### What the task asks
Locate every line below that contains the word "styles" and copy it.

### Dataset excerpts
^^^^^^^^
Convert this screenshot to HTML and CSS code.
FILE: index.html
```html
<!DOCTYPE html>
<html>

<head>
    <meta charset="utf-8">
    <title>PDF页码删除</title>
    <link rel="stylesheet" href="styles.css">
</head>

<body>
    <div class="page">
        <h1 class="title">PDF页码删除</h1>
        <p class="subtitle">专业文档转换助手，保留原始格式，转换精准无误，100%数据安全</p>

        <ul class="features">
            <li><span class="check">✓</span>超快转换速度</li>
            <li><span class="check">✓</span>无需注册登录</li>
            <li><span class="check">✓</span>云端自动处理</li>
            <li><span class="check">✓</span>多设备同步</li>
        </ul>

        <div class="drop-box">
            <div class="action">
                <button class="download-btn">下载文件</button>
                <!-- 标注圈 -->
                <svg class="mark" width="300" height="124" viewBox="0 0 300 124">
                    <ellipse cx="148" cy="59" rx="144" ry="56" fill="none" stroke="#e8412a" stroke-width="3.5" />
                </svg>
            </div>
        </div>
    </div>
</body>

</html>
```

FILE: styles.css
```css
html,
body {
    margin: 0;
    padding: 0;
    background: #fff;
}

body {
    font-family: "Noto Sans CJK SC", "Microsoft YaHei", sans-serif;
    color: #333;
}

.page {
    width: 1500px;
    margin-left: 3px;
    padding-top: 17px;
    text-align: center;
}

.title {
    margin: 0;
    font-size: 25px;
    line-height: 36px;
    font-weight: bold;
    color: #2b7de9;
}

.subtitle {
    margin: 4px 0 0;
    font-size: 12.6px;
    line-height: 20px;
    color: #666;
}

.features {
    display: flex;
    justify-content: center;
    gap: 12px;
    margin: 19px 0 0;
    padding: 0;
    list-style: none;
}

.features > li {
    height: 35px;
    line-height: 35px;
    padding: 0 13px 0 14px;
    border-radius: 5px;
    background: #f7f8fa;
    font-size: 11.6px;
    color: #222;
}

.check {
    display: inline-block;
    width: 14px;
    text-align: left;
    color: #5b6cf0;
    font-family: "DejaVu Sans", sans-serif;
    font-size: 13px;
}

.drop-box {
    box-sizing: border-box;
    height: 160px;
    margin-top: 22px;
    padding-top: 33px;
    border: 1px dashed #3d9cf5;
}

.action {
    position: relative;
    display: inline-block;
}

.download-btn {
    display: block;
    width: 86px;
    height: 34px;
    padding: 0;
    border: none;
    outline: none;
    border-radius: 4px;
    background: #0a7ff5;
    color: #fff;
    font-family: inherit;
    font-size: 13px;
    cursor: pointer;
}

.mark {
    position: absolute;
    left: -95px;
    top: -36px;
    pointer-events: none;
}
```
^^^^^^^^
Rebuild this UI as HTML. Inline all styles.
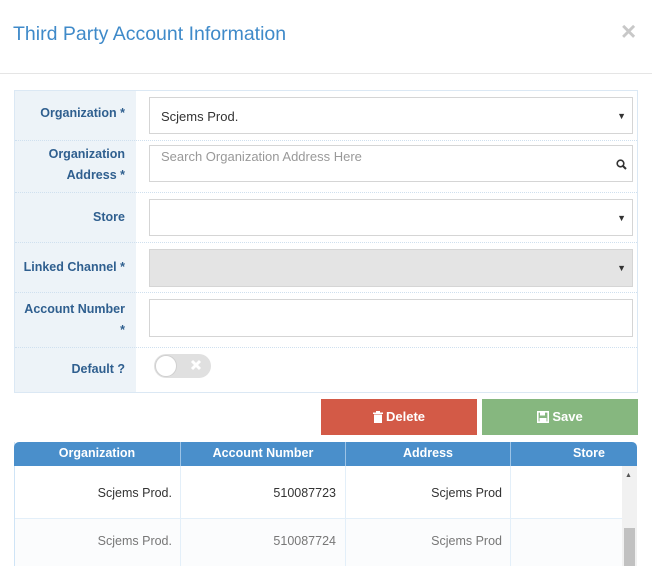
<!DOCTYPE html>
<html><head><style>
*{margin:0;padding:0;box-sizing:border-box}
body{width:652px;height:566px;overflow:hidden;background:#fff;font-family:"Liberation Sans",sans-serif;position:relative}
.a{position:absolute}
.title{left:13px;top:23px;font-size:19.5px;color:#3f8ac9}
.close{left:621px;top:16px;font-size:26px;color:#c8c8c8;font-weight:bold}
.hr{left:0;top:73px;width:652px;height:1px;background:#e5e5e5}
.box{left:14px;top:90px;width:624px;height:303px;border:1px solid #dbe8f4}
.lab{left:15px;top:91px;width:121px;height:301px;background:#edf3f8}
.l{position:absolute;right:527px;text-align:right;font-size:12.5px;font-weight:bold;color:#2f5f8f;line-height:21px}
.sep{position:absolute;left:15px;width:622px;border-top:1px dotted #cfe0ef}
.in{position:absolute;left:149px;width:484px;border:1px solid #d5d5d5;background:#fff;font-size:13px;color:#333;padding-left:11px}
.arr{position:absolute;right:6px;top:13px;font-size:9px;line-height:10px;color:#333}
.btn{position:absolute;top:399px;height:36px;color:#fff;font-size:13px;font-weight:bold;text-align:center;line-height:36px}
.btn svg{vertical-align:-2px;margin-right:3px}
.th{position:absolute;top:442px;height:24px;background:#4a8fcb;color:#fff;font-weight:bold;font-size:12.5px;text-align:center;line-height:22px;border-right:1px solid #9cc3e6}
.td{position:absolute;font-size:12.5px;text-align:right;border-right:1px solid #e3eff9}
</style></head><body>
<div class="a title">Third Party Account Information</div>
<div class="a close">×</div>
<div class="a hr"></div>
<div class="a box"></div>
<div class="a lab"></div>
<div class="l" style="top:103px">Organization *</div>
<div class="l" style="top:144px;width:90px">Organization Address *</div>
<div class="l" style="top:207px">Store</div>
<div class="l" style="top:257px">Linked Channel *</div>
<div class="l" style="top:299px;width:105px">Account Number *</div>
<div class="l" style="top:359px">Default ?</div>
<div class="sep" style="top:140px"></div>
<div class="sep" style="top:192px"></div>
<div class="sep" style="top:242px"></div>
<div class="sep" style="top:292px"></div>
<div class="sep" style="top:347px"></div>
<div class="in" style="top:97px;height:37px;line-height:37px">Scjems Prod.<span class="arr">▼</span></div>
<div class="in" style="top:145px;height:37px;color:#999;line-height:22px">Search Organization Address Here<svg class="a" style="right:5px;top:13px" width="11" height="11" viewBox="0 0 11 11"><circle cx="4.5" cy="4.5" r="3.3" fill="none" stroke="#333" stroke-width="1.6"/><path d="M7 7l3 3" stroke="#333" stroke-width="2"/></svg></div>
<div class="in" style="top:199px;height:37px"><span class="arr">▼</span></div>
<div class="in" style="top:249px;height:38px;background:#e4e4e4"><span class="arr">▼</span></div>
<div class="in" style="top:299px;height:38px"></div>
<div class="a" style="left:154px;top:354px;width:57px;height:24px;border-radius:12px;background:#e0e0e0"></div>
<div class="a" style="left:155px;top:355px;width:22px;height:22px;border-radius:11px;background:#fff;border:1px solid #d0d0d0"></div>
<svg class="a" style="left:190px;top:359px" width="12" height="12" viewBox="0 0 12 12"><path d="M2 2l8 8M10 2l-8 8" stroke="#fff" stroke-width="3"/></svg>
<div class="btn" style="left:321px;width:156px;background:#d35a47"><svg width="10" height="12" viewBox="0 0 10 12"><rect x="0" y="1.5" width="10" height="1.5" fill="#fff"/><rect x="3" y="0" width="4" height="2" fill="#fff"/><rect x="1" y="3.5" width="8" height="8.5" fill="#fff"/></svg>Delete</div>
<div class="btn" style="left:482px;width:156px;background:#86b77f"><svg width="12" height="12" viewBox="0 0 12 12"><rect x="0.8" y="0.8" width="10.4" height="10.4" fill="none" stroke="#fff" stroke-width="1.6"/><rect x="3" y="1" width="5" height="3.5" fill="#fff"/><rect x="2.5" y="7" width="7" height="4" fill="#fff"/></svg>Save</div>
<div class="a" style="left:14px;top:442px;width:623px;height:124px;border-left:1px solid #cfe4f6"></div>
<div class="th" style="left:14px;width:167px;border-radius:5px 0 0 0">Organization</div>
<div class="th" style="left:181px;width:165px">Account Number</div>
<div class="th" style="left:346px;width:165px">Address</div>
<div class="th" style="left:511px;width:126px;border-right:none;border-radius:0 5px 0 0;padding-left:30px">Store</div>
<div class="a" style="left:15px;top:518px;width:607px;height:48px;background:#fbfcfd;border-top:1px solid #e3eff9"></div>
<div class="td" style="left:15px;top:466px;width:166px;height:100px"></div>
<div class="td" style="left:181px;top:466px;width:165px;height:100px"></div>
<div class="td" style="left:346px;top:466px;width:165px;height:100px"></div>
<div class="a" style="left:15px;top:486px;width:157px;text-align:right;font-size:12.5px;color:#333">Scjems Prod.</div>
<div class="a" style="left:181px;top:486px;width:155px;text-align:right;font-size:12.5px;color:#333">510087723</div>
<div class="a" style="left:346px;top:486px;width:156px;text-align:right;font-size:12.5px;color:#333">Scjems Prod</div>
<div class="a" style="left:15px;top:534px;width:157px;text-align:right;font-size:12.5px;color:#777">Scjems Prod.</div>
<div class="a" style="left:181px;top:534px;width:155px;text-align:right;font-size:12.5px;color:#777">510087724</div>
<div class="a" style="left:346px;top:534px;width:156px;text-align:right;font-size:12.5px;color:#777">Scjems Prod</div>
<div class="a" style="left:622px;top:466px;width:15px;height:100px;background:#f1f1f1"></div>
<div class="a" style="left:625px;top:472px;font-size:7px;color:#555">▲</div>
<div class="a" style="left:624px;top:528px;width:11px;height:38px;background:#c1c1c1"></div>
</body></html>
^^^^^^^^
### Task solution
    <link rel="stylesheet" href="styles.css">
FILE: styles.css
Rebuild this UI as HTML. Inline all styles.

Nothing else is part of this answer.